We would build Deer Valley to set the tone of the 80s for
customer service. We would develop the Sundance Festival and bring culture and
class to the town with our own radio and TV station. We supported surreal
events like Clown Day and the Tour de Suds, Art Fest, and Silly Market. We
weren’t weird; we were funky. We grew up together. We kept score, not with
money, but with ski days and vacations. We were individuals and a community,
inclusive and accepting. Live and let live.
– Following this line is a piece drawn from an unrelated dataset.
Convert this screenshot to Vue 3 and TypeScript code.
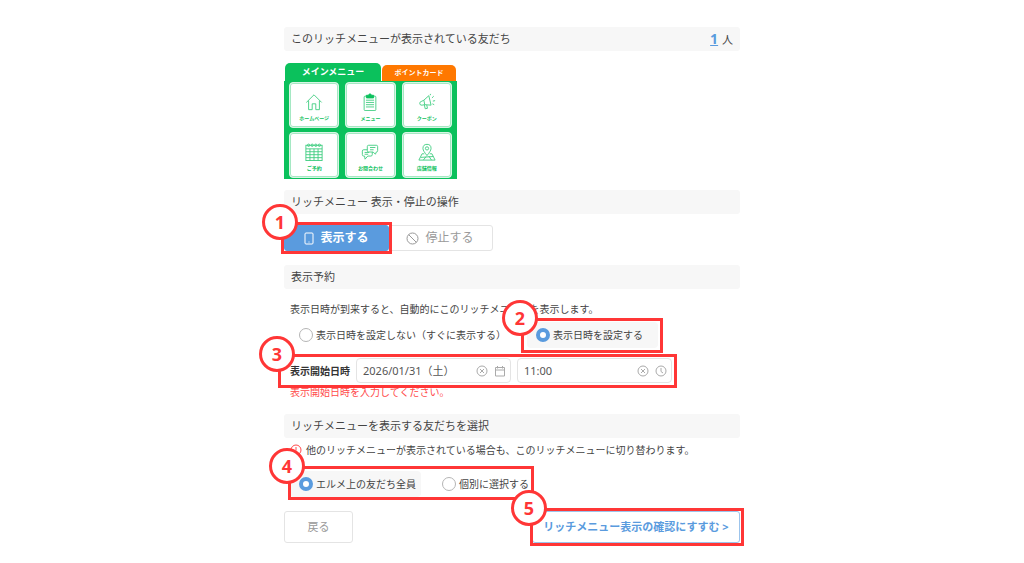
<script setup lang="ts">
import { ref } from 'vue'

interface Tile {
  label: string
  icon: string
}

const tiles: Tile[] = [
  { label: 'ホームページ', icon: 'home' },
  { label: 'メニュー', icon: 'clipboard' },
  { label: 'クーポン', icon: 'megaphone' },
  { label: 'ご予約', icon: 'calendar' },
  { label: 'お問合わせ', icon: 'chat' },
  { label: '店舗情報', icon: 'map' },
]

const schedule = ref('later')
const target = ref('all')
const startDate = ref('2026/01/31（土）')
const startTime = ref('11:00')
</script>

<template>
  <main class="page">
    <header class="bar bar-split">
      <span>このリッチメニューが表示されている友だち</span>
      <span class="count"><a href="#friends">1</a> 人</span>
    </header>

    <section class="preview" aria-label="リッチメニュー">
      <div class="tabs">
        <span class="tab tab-main">メインメニュー</span>
        <span class="tab tab-point">ポイントカード</span>
      </div>
      <div class="tiles">
        <div v-for="tile in tiles" :key="tile.icon" class="tile">
          <svg viewBox="0 0 20 20" aria-hidden="true">
            <template v-if="tile.icon === 'home'">
              <path d="M1.500 10.500 10 2l8.500 8.500M4 8.500V18.500h4v-6.500h4v6.500h4V8.500" />
            </template>
            <template v-else-if="tile.icon === 'clipboard'">
              <rect x="3.500" y="3.500" width="13" height="16" rx="1" />
              <path class="solid" d="M6 5.500V2.500h2.500a1.500 1.500 0 0 1 3 0H14v3z" />
              <path d="M5.500 8h9M5.500 10.500h9M5.500 13h9M5.500 15.500h9" />
            </template>
            <template v-else-if="tile.icon === 'megaphone'">
              <path d="M3.500 9.500 6.500 8 12 3l2.500 10.500-7-.5-3 .5a2 2 0 0 1-1-4zM6.500 8l1 5M7 13l1 4.500 2.500-.5-.8-3.800" />
              <path d="M13.500 2.500 14 1M15.500 5.500l2-2M16.500 9l2.500-.5M16 12l2 1" />
            </template>
            <template v-else-if="tile.icon === 'calendar'">
              <rect x="1" y="2.500" width="18" height="17" />
              <path d="M1 6.500h18M1 9.700h18M1 13h18M1 16.300h18M5.500 6.500v13M10 6.500v13M14.500 6.500v13" />
              <circle cx="4" cy="2.500" r="1.300" /><circle cx="8" cy="2.500" r="1.300" />
              <circle cx="12" cy="2.500" r="1.300" /><circle cx="16" cy="2.500" r="1.300" />
            </template>
            <template v-else-if="tile.icon === 'chat'">
              <path d="M8.500 2.500h8.500a1.500 1.500 0 0 1 1.500 1.500v4.500a1.500 1.500 0 0 1-1.500 1.500l-1 2.500-2.500-2.500h-5A1.500 1.500 0 0 1 7 8.500V4a1.500 1.500 0 0 1 1.500-1.500zM10 5h6M10 7.500h4" />
              <path d="M7 7.500H3A1.500 1.500 0 0 0 1.500 9v4A1.500 1.500 0 0 0 3 14.500h1l.5 3.500 3-3.500H11a1.500 1.500 0 0 0 1.500-1.500v-3M4 10.500h5M4 12.500h4" />
            </template>
            <template v-else>
              <path d="M10 14C7.500 10.500 5.500 8.500 5.500 6a4.500 4.500 0 0 1 9 0c0 2.500-2 4.500-4.500 8z" />
              <circle cx="10" cy="6" r="1.800" />
              <path d="M7 12H4.500l-3.500 7h18l-3.500-7H13M3 16l14-1M6 19l3-4M12 14.500l3 4.500" />
            </template>
          </svg>
          <span>{{ tile.label }}</span>
        </div>
      </div>
    </section>

    <h2 class="bar">リッチメニュー 表示・停止の操作</h2>
    <div class="actions">
      <div class="marked mark-show">
        <button type="button" class="btn btn-show">
          <svg width="10" height="13" viewBox="0 0 10 13" aria-hidden="true">
            <rect x="1" y="1" width="8" height="11" rx="1" /><path d="M4.500 10h1" />
          </svg>
          表示する
        </button>
        <div class="frame"><span class="step">1</span></div>
      </div>
      <button type="button" class="btn btn-stop">
        <svg width="13" height="13" viewBox="0 0 13 13" aria-hidden="true">
          <circle cx="6.500" cy="6.500" r="5.500" /><path d="m2.600 2.600 7.800 7.800" />
        </svg>
        停止する
      </button>
    </div>

    <h2 class="bar">表示予約</h2>
    <div class="body">
      <p class="lead">表示日時が到来すると、自動的にこのリッチメニューを表示します。</p>
      <div class="radios radios-schedule">
        <label class="choice">
          <input v-model="schedule" type="radio" name="schedule" value="now">表示日時を設定しない（すぐに表示する）
        </label>
        <div class="marked mark-schedule">
          <label class="choice">
            <input v-model="schedule" type="radio" name="schedule" value="later">表示日時を設定する
          </label>
          <div class="frame"><span class="step">2</span></div>
        </div>
      </div>

      <div class="marked mark-date">
        <div class="date-row">
          <label class="date-label" for="start-date">表示開始日時</label>
          <div class="field">
            <input id="start-date" v-model="startDate" type="text">
            <button type="button" aria-label="日付をクリア" @click="startDate = ''">
              <svg viewBox="0 0 12 12"><circle cx="6" cy="6" r="5" /><path d="m4 4 4 4M8 4 4 8" /></svg>
            </button>
            <svg viewBox="0 0 12 12" aria-hidden="true">
              <path d="M1.500 2.500h9v8.500h-9zM1.500 5h9M3.500 1v2.500M8.500 1v2.500" />
            </svg>
          </div>
          <div class="field">
            <input v-model="startTime" type="text" aria-label="表示開始時刻">
            <button type="button" aria-label="時刻をクリア" @click="startTime = ''">
              <svg viewBox="0 0 12 12"><circle cx="6" cy="6" r="5" /><path d="m4 4 4 4M8 4 4 8" /></svg>
            </button>
            <svg viewBox="0 0 12 12" aria-hidden="true">
              <circle cx="6" cy="6" r="5" /><path d="M6 3v3.500l2 1.500" />
            </svg>
          </div>
        </div>
        <div class="frame"><span class="step">3</span></div>
      </div>
      <p class="error">表示開始日時を入力してください。</p>
    </div>

    <h2 class="bar">リッチメニューを表示する友だちを選択</h2>
    <div class="body">
      <p class="note">
        <svg width="12" height="12" viewBox="0 0 12 12" aria-hidden="true">
          <circle cx="6" cy="6" r="5" /><path d="M6 3v3.500M6 8v1" />
        </svg>
        他のリッチメニューが表示されている場合も、このリッチメニューに切り替わります。
      </p>
      <div class="marked mark-target">
        <div class="radios">
          <label class="choice">
            <input v-model="target" type="radio" name="target" value="all">エルメ上の友だち全員
          </label>
          <label class="choice">
            <input v-model="target" type="radio" name="target" value="some">個別に選択する
          </label>
        </div>
        <div class="frame"><span class="step">4</span></div>
      </div>
    </div>

    <footer class="footer">
      <button type="button" class="btn btn-back">戻る</button>
      <div class="marked mark-next">
        <button type="button" class="btn btn-next">リッチメニュー表示の確認にすすむ &gt;</button>
        <div class="frame"><span class="step">5</span></div>
      </div>
    </footer>
  </main>
</template>

<style>
body {
  margin: 0;
  background: #fff;
}
</style>

<style scoped>
.page {
  box-sizing: border-box;
  max-width: 456px;
  margin: 0 auto;
  padding: 27px 0 20px;
  color: #444;
  font: 10px/16px "Noto Sans", "Noto Sans CJK JP", sans-serif;
}
.page * {
  box-sizing: border-box;
}
button,
input {
  margin: 0;
  font: inherit;
  color: inherit;
}
svg {
  display: block;
  flex: none;
  fill: none;
  stroke: currentColor;
  stroke-width: 1;
}
p {
  margin: 0;
}
.bar {
  display: flex;
  align-items: center;
  height: 24px;
  margin: 0;
  padding: 0 7px;
  border-radius: 3px;
  background: #f7f7f7;
  font-size: 11px;
  font-weight: 400;
}
.bar-split {
  justify-content: space-between;
}
.count a {
  margin-right: 1px;
  color: #5a9bde;
  font-size: 14px;
  font-weight: 700;
}

.preview {
  width: 173px;
  margin: 12px 0 11px;
  color: #0bc15c;
}
.tabs {
  display: flex;
  align-items: flex-end;
  gap: 1px;
  height: 18px;
  padding: 0 1px;
}
.tab {
  display: flex;
  align-items: center;
  justify-content: center;
  border-radius: 5px 5px 0 0;
  color: #fff;
  font-weight: 700;
}
.tab-main {
  flex: 96;
  height: 18px;
  background: #0bc15c;
  font-size: 9px;
}
.tab-point {
  flex: 74;
  height: 16px;
  background: #ff7800;
  font-size: 7px;
}
.tiles {
  display: grid;
  grid-template-columns: repeat(3, 1fr);
  gap: 4px 6px;
  padding: 1px 5px;
  background: #0bc15c;
}
.tile {
  display: flex;
  flex-direction: column;
  align-items: center;
  height: 46px;
  padding-top: 10px;
  border: 1px solid #d8f5e5;
  border-radius: 4px;
  background: #fff;
  box-shadow: inset 0 0 0 1px #a5e8c3;
  font-size: 5px;
  font-weight: 700;
  line-height: 8px;
}
.tile svg {
  width: 18px;
  height: 18px;
  margin-bottom: 3px;
  color: #3fcd80;
}
.tile .solid {
  fill: #0bc15c;
  stroke: #0bc15c;
}

.btn {
  display: flex;
  align-items: center;
  justify-content: center;
  padding: 0;
  border: 1px solid #e4e4e4;
  border-radius: 3px;
  background: #fff;
  color: #999;
}
.actions {
  display: flex;
  margin: 11px 0 14px;
}
.btn-show,
.btn-stop {
  gap: 6px;
  height: 26px;
  font-size: 12px;
}
.btn-show {
  width: 105px;
  border-color: #5a9bde;
  background: #5a9bde;
  color: #fff;
  font-weight: 700;
}
.btn-stop {
  width: 104px;
  padding-right: 2px;
}

.body {
  padding-left: 6px;
}
.lead {
  padding: 12px 0 5px;
}
.radios {
  display: flex;
  gap: 12px;
  white-space: nowrap;
}
.radios-schedule {
  gap: 16px;
}
.choice {
  display: flex;
  align-items: center;
  gap: 3px;
  min-width: 131px;
  height: 26px;
  padding: 0 5px 0 9px;
  border-radius: 4px;
}
.mark-target .choice + .choice {
  min-width: 0;
}
.choice:has(input:checked) {
  background: #f7f7f7;
}
.choice input {
  appearance: none;
  width: 14px;
  height: 14px;
  border: 1px solid #b5b5b5;
  border-radius: 50%;
  background: #fff;
}
.choice input:checked {
  border: 4px solid #5a9bde;
}

.mark-date {
  width: fit-content;
  margin-top: 10px;
}
.date-row {
  display: flex;
  align-items: center;
  gap: 6px;
}
.date-label {
  color: #333;
  font-weight: 700;
}
.field {
  display: flex;
  align-items: center;
  gap: 6px;
  width: 155px;
  height: 25px;
  padding: 0 4px 0 6px;
  border: 1px solid #e4e4e4;
  border-radius: 4px;
  color: #aaa;
}
.field input {
  flex: 1;
  min-width: 0;
  padding: 0;
  border: 0;
  outline: 0;
  background: none;
  color: #555;
  font-size: 11px;
}
.field button {
  padding: 0;
  border: 0;
  background: none;
}
.field svg {
  width: 12px;
  height: 12px;
}
.error {
  padding: 1px 0 14px;
  color: #ff4a4a;
}
.note {
  display: flex;
  align-items: center;
  gap: 4px;
  padding: 4px 0 13px;
  white-space: nowrap;
}
.note svg {
  color: #ff4a4a;
}
.mark-target {
  width: fit-content;
}
.footer {
  display: flex;
  justify-content: space-between;
  margin-top: 14px;
}
.btn-back,
.btn-next {
  height: 32px;
  font-size: 11px;
}
.btn-back {
  width: 69px;
}
.btn-next {
  width: 208px;
  border-color: #9cc4ec;
  color: #5a9bde;
  font-weight: 700;
}

/* Numbered red frames laid over the controls they point at */
.marked {
  position: relative;
}
.frame {
  position: absolute;
  inset: -3px;
  z-index: 1;
  border: 3px solid #ff3636;
  pointer-events: none;
}
.mark-schedule .frame {
  inset: -4px -5px -5px -6px;
}
.mark-date .frame {
  inset: -4px -5px -5px -12px;
}
.mark-target .frame {
  inset: -5px 0 -3px -2px;
}
.mark-next .frame {
  inset: -3px -4px -3px -2px;
}
.step {
  position: absolute;
  top: -21px;
  left: -22px;
  display: flex;
  align-items: center;
  justify-content: center;
  width: 36px;
  height: 36px;
  border: 3px solid #ff3636;
  border-radius: 50%;
  background: #fff;
  color: #ff3636;
  font-size: 18px;
  font-weight: 700;
}
</style>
These little decisions we make at ungodly young ages, with
little help from above, have huge implications for our future and make us what
we are. Could have chosen to build skyscrapers in New York City or perfect
sanitation in Mumbai, but my path was destined, serendipitously, for better
things, down the road least traveled.
I challenge the young folks to find that funky, chunky place
that no one knows about, is hard to get to, or is too cold, but speaks to your
heart, and make it your own. Bring a partner or find one there. Do your
homework and pay your dues but get a job that makes you happy in a place you
can grow with, raise a family, and sell your house for ten times what you paid
for it in 30 years. Need less and save more in a place everyone wants to be.
Let time and compound interest cover the rest. Be happy.
We weren’t just lucky, we were good. We didn’t invent this
lifestyle, but we perfected it. Find your own place and perfect it too.